Without concrete proof that espionage on any significant scale had actually
occurred, the sentences were light. Hess received twenty months plus a fine of
about $7,000, Brescinsky fourteen months and about $3,500, and Kahl two years
and about $2,000. All the jail sentences were suspended and substituted with
probation.
Steffen Wernery is now thirty, an intense, outspoken man. He is calm about the
man whose activities caused him to spend sixty-six days in a French prison. His
ire is reserved for the French authorities, who, he says, have “no regard for
people’s rights.” His time in jail, he says, cost him $68,000 in lost income
and legal fees—roughly what the Soviet hacker gang earned in total from the
KGB. But he doesn’t blame Koch, and he doesn’t believe that he committed
suicide either:
Suicide did not make sense. It was unbelievable. Karl Koch had disclosed
himself to the authorities and had cooperated fully. He had provided them with
some good information and they had found him accommodations and a job with the
Christian Democratic party. He was also getting help with his drug dependency
and seemed on his way to rehabilitation. Murder seemed much more likely than
suicide. And there were many people who could have had a motive.
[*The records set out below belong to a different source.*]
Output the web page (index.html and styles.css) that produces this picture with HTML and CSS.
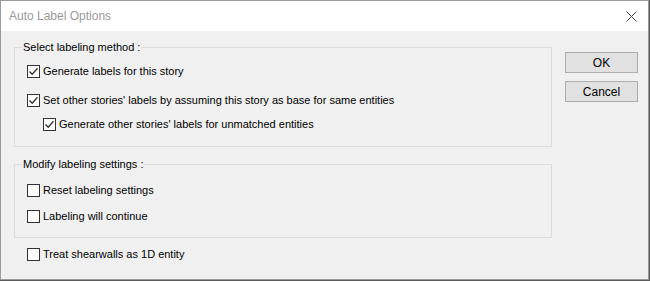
FILE: index.html
```html
<!DOCTYPE html>
<html lang="en">

<head>
    <meta charset="UTF-8">
    <title>Auto Label Options</title>
    <link rel="stylesheet" href="styles.css">
</head>

<body>
    <div id="dialog">
        <div class="titlebar">
            <span class="title">Auto Label Options</span>
            <svg class="close" width="11" height="11" viewBox="0 0 11 11">
                <path d="M0.5 0.5 L10.5 10.5 M10.5 0.5 L0.5 10.5" stroke="#444" stroke-width="1" fill="none" />
            </svg>
        </div>
        <div class="content">
            <div class="options">
                <fieldset class="group first">
                    <legend>Select labeling method :</legend>
                    <div class="row r1"><span class="box checked"></span>Generate labels for this story</div>
                    <div class="row r2"><span class="box checked"></span>Set other stories' labels by assuming this story as base for same entities</div>
                    <div class="row r3 sub"><span class="box checked"></span>Generate other stories' labels for unmatched entities</div>
                </fieldset>
                <fieldset class="group second">
                    <legend>Modify labeling settings :</legend>
                    <div class="row r4"><span class="box"></span>Reset labeling settings</div>
                    <div class="row r5"><span class="box"></span>Labeling will continue</div>
                </fieldset>
                <div class="row alone"><span class="box"></span>Treat shearwalls as 1D entity</div>
            </div>
            <div class="buttons">
                <div class="btn">OK</div>
                <div class="btn">Cancel</div>
            </div>
        </div>
    </div>
</body>

</html>
```

FILE: styles.css
```css
* {
    margin: 0;
    padding: 0;
    box-sizing: border-box;
}

body {
    background-color: #5a5a5a;
    font-family: "Liberation Sans", Arial, sans-serif;
    font-size: 11px;
    color: #000;
}

#dialog {
    width: 649px;
    height: 280px;
    border: 1px solid #9a9a9a;
    background-color: #f0f0f0;
}

.titlebar {
    height: 30px;
    background-color: #fff;
    display: flex;
    align-items: center;
    justify-content: space-between;
    padding: 0 11px 0 8px;
}

.title {
    font-size: 12px;
    color: #999;
}

.content {
    display: flex;
}

.options {
    margin-left: 13px;
    width: 538px;
}

.group {
    border: 1px solid #dcdcdc;
    padding: 0 0 15px 12px;
}

.group legend {
    margin-left: -5px;
    padding: 0 1px;
    line-height: 13px;
}

.group.first {
    margin-top: 10px;
}

.group.second {
    margin-top: 11px;
    padding-bottom: 14px;
}

.row {
    display: flex;
    align-items: center;
    height: 13px;
    line-height: 13px;
}

.box {
    width: 13px;
    height: 13px;
    border: 1px solid #333;
    background-color: #fff;
    margin-right: 3px;
    flex-shrink: 0;
    position: relative;
}

.box.checked::after {
    content: "";
    position: absolute;
    left: 1px;
    top: 1px;
    width: 9px;
    height: 9px;
    background: url("data:image/svg+xml;utf8,<svg xmlns='http://www.w3.org/2000/svg' width='9' height='9' viewBox='0 0 9 9'><path d='M0.5 4.5 L3.2 7.3 L8.5 1.2' stroke='%23333' stroke-width='1.3' fill='none'/></svg>") no-repeat;
}

.r1 {
    margin-top: 11px;
}

.r2 {
    margin-top: 16px;
}

.r3 {
    margin-top: 11px;
}

.sub {
    padding-left: 16px;
}

.r4 {
    margin-top: 13px;
}

.r5 {
    margin-top: 13px;
}

.alone {
    margin-top: 10px;
    margin-left: 13px;
}

.buttons {
    margin-left: 13px;
    margin-top: 21px;
    display: flex;
    flex-direction: column;
    gap: 8px;
}

.btn {
    width: 73px;
    height: 21px;
    border: 1px solid #adadad;
    background-color: #e1e1e1;
    display: flex;
    align-items: center;
    justify-content: center;
    font-size: 12px;
}
```
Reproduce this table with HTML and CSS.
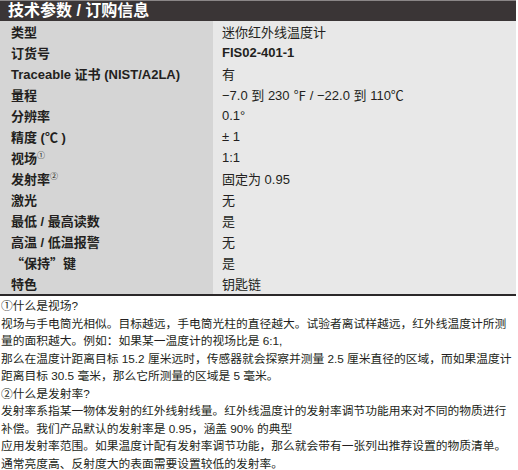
FILE: index.html
```html
<!DOCTYPE html>
<html lang="zh-CN">
<head>
    <meta charset="UTF-8">
    <meta name="viewport" content="width=device-width, initial-scale=1.0">
    <title>技术参数 / 订购信息</title>
    <link rel="stylesheet" href="styles.css">
</head>
<body>
    <div class="spec">
        <div class="spec-title">技术参数 / 订购信息</div>
        <table class="spec-table">
            <tr><th>类型</th><td>迷你红外线温度计</td></tr>
            <tr><th>订货号</th><td class="strong">FIS02-401-1</td></tr>
            <tr><th>Traceable 证书 (NIST/A2LA)</th><td>有</td></tr>
            <tr><th>量程</th><td>−7.0 到 230 ℉ / −22.0 到 110℃</td></tr>
            <tr><th>分辨率</th><td>0.1°</td></tr>
            <tr><th>精度 (℃ )</th><td>± 1</td></tr>
            <tr><th>视场<sup>①</sup></th><td>1:1</td></tr>
            <tr><th>发射率<sup>②</sup></th><td>固定为 0.95</td></tr>
            <tr><th>激光</th><td>无</td></tr>
            <tr><th>最低 / 最高读数</th><td>是</td></tr>
            <tr><th>高温 / 低温报警</th><td>无</td></tr>
            <tr><th><span class="cjk">“保持”</span>键</th><td>是</td></tr>
            <tr><th>特色</th><td>钥匙链</td></tr>
        </table>
    </div>

    <div class="notes">
        <p>①什么是视场?<br>
        视场与手电筒光相似。目标越远，手电筒光柱的直径越大。试验者离试样越远，红外线温度计所测<br>
        量的面积越大。例如：如果某一温度计的视场比是 6:1,<br>
        那么在温度计距离目标 15.2 厘米远时，传感器就会探察并测量 2.5 厘米直径的区域，而如果温度计<br>
        距离目标 30.5 毫米，那么它所测量的区域是 5 毫米。</p>
        <p>②什么是发射率?<br>
        发射率系指某一物体发射的红外线射线量。红外线温度计的发射率调节功能用来对不同的物质进行<br>
        补偿。我们产品默认的发射率是 0.95，涵盖 90% 的典型<br>
        应用发射率范围。如果温度计配有发射率调节功能，那么就会带有一张列出推荐设置的物质清单。<br>
        通常亮度高、反射度大的表面需要设置较低的发射率。</p>
    </div>
</body>
</html>
```

FILE: styles.css
```css
body {
    margin: 0;
    padding: 0;
    background: #ffffff;
    font-family: "Liberation Sans", "Noto Sans CJK SC", sans-serif;
    color: #231f20;
}
.spec {
    width: 516px;
    border-top: 1px solid #8a8687;
    border-bottom: 2px solid #2b2829;
}
.spec-title {
    background: #3a3536;
    color: #ffffff;
    font-size: 16px;
    font-weight: bold;
    height: 20px;
    line-height: 20px;
    padding-left: 8px;
}
.spec-table {
    width: 100%;
    border-collapse: collapse;
    font-size: 13px;
}
.spec-table tr {
    height: 21px;
}
.spec-table th {
    width: 202px;
    background: #d5d5d5;
    text-align: left;
    font-weight: bold;
    padding: 0 0 0 11px;
    white-space: nowrap;
}
.spec-table td {
    background: #e8e8e8;
    padding: 0 0 0 9px;
    white-space: nowrap;
}
.spec-table td.strong {
    font-weight: bold;
}
.spec-table sup {
    font-size: 8px;
    font-weight: normal;
    vertical-align: 5px;
    line-height: 0;
}
.cjk {
    font-family: "Noto Sans CJK SC", sans-serif;
}
.notes {
    padding: 1px 0 0 1px;
    font-size: 11.75px;
    line-height: 17.5px;
    white-space: nowrap;
    color: #231f20;
}
.notes p {
    margin: 0;
}
```
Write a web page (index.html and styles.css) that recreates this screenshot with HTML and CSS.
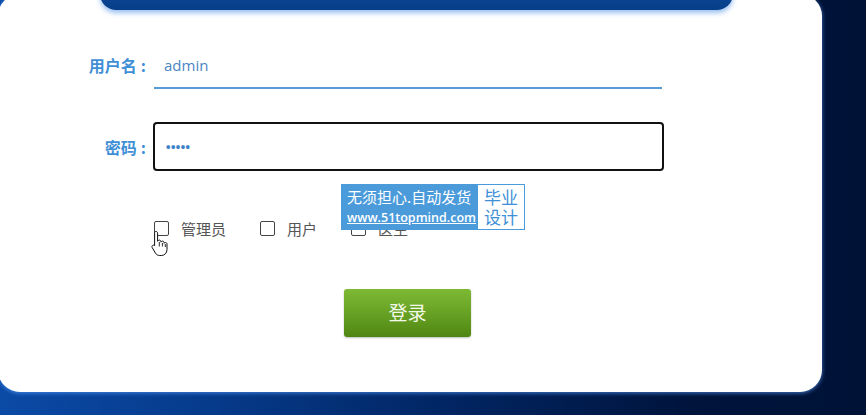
FILE: index.html
```html
<!DOCTYPE html>
<html lang="zh-CN">
<head>
  <meta charset="UTF-8" />
  <title>登录</title>
  <link rel="stylesheet" href="styles.css">
</head>
<body>
  <div class="card">
    <div class="topbar"></div>
    <form class="login-form">
      <div class="field">
        <label class="field-label" for="username">用户名<span class="colon">:</span></label>
        <input class="field-user" type="text" id="username" value="admin" />
      </div>
      <div class="field field-gap">
        <label class="field-label" for="password">密码<span class="colon">:</span></label>
        <input class="field-pass" type="password" id="password" value="admin" />
      </div>
      <div class="roles">
        <label class="role"><input type="checkbox" /> 管理员</label>
        <label class="role"><input type="checkbox" /> 用户</label>
        <label class="role"><input type="checkbox" /> 医生</label>
        <svg class="cursor" width="18" height="26" viewBox="0 0 18 26">
          <path d="M5 1.5c1 0 1.6.7 1.6 1.6v8.2c.3-.8 1-1.2 1.7-1.2 1 0 1.6.7 1.6 1.6v.4c.3-.6.9-1 1.6-1 1 0 1.6.7 1.6 1.6v.6c.3-.5.8-.8 1.4-.8.9 0 1.5.7 1.5 1.6v5.5c0 3.4-2.4 5.9-5.6 5.9H8.8c-2 0-3.3-.8-4.4-2.4L1.2 17.6c-.5-.8-.3-1.7.4-2.2.7-.5 1.6-.3 2.1.4l-.1-.1V3.1C3.4 2.2 4 1.5 5 1.5z" fill="#fff" stroke="#111" stroke-width="1"/>
          <path d="M8.3 12v4.5M11.4 13v3.5M14.3 14v3" stroke="#111" stroke-width="0.9" fill="none"/>
        </svg>
      </div>
      <button class="login-btn" type="button">登录</button>
    </form>
    <div class="promo">
      <div class="promo-text">
        <span class="promo-title">无须担心.自动发货</span>
        <span class="promo-url">www.51topmind.com</span>
      </div>
      <div class="promo-tag">毕业<br>设计</div>
    </div>
  </div>
</body>
</html>
```

FILE: styles.css
```css
body {
  margin: 0;
  height: 415px;
  overflow: hidden;
  font-family: "Noto Sans CJK SC", "Noto Sans", sans-serif;
  background: linear-gradient(90deg, #0b4aa6 0%, #063a8a 25%, #01235e 55%, #00143c 80%, #001236 100%);
}
.card {
  position: relative;
  width: 824px;
  height: 398px;
  margin: -6px 0 0 -2px;
  background: #fff;
  border-radius: 22px;
  box-shadow: 0 1px 4px rgba(90, 160, 255, 0.7);
}
.topbar {
  width: 633px;
  height: 16px;
  margin-left: 102px;
  background: linear-gradient(180deg, #0b4795 0%, #073e88 100%);
  border-radius: 0 0 16px 16px;
  box-shadow: 0 3px 5px rgba(70, 140, 230, 0.55);
}
.login-form {
  display: flex;
  flex-direction: column;
  margin-top: 30px;
}
.field {
  display: flex;
  align-items: center;
  gap: 8px;
}
.field-gap {
  margin-top: 33px;
}
.field-label {
  width: 148px;
  text-align: right;
  font-size: 16px;
  font-weight: bold;
  color: #3f8fd6;
}
.colon {
  margin-left: 4px;
}
.field-user, .field-pass {
  box-sizing: border-box;
  width: 508px;
  height: 49px;
  padding: 0 10px;
  font-family: "Open Sans", "Noto Sans", sans-serif;
  font-size: 15px;
  color: #4a86c4;
  background: #fff;
  outline: none;
}
.field-user {
  border: none;
  border-bottom: 2px solid #5b9bd5;
  padding-top: 2px;
}
.field-pass {
  width: 511px;
  margin-left: -1px;
  border: 2px solid #111;
  border-radius: 4px;
  font-size: 17px;
  letter-spacing: -1.5px;
  color: #3c82c8;
}
.roles {
  position: relative;
  display: flex;
  align-items: center;
  height: 16px;
  margin: 49px 0 0 156px;
  font-size: 15px;
  color: #555;
}
.role {
  display: flex;
  align-items: center;
  gap: 12px;
  margin-right: 34px;
}
.role input {
  appearance: none;
  width: 15px;
  height: 15px;
  margin: 0;
  border: 1px solid #444;
  border-radius: 2px;
  background: #fff;
}
.cursor {
  position: absolute;
  left: -3px;
  top: 10px;
}
.login-btn {
  width: 127px;
  height: 48px;
  margin: 53px 0 0 346px;
  padding-bottom: 5px;
  border: none;
  border-radius: 3px;
  background: linear-gradient(180deg, #7db934 0%, #68a224 50%, #4f8612 100%);
  box-shadow: 0 1px 2px rgba(0, 0, 0, 0.25);
  color: #f3f9ea;
  font-family: "Noto Sans CJK SC", sans-serif;
  font-size: 19px;
}
.promo {
  position: absolute;
  left: 343px;
  top: 190px;
  display: flex;
  height: 46px;
  background: #4b9bdb;
}
.promo-text {
  display: flex;
  flex-direction: column;
  justify-content: center;
  width: 126px;
  padding: 0 4px 0 6px;
  color: #fff;
  line-height: 21px;
}
.promo-title {
  font-size: 15px;
  letter-spacing: 0;
}
.promo-url {
  font-family: "Open Sans", "Noto Sans", sans-serif;
  font-size: 12.5px;
  font-weight: 600;
  text-decoration: underline;
  letter-spacing: 0;
}
.promo-tag {
  box-sizing: border-box;
  width: 48px;
  height: 46px;
  border: 1px solid #4b9bdb;
  background: #fff;
  color: #3f8fd6;
  font-size: 17px;
  line-height: 20px;
  text-align: center;
  padding-top: 2px;
}
```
There was much speculation. He was murdered to prevent him testifying; it was a
warning to other hackers not to disclose themselves; perhaps it was even to
embarrass Gorbachev, who was due for a visit. Or perhaps to protect people in
high places.
After the unification of Germany the authorities gained access to police files
in what had been East Germany. According to Hans Gliss, who maintains close
contacts with the intelligence services, there was “a strong whisper” that the
Stasi—East Germany’s secret service—was responsible for Koch’s death. The
motive remained a mystery, though there were any number of arcane theories:
that the agency was jealous of Koch’s ties to the KGB; that they were
protecting the KGB from a source who was proving too talkative; that they
wanted to embarrass the KGB; that they had also been getting information from
Koch, and so on.
The Staatssicherheit, or Stasi, has acquired a formidable reputation. Its
foreign service, led by the legendary Marcus Wolf, was reported to have planted
thousands of agents in West Germany’s top political and social circles, most
notoriously Gunther Guillaume, who became private secretary to Chancellor Willy
Brandt. The revelation caused the fall of the Brandt government.
The Stasi has become a convenient villain: since the collapse of East Germany
the shadowy secret service’s reputation for skulduggery has grown to mythic
proportions. In mysterious cases, such as the death of Karl Koch, the sinister
hand of Stasi will be detected by all those who want to see it.
Nonetheless, murder can’t be ruled out. There is the evidence—the missing
shoes, the controlled fire—that suggests that another party was involved in
Koch’s death. Then there is the motive. Koch had little reason to kill himself.
He had a job; he was getting treatment for his drug problem. He was in no
danger of being prosecuted for his part in the “Soviet hacker” affair: like
Pengo, he would have been a witness for the prosecution, protected from
punishment by the terms of the amnesty provision. After the trial he would have
resumed his life (like Pengo, who is now married and living in Vienna).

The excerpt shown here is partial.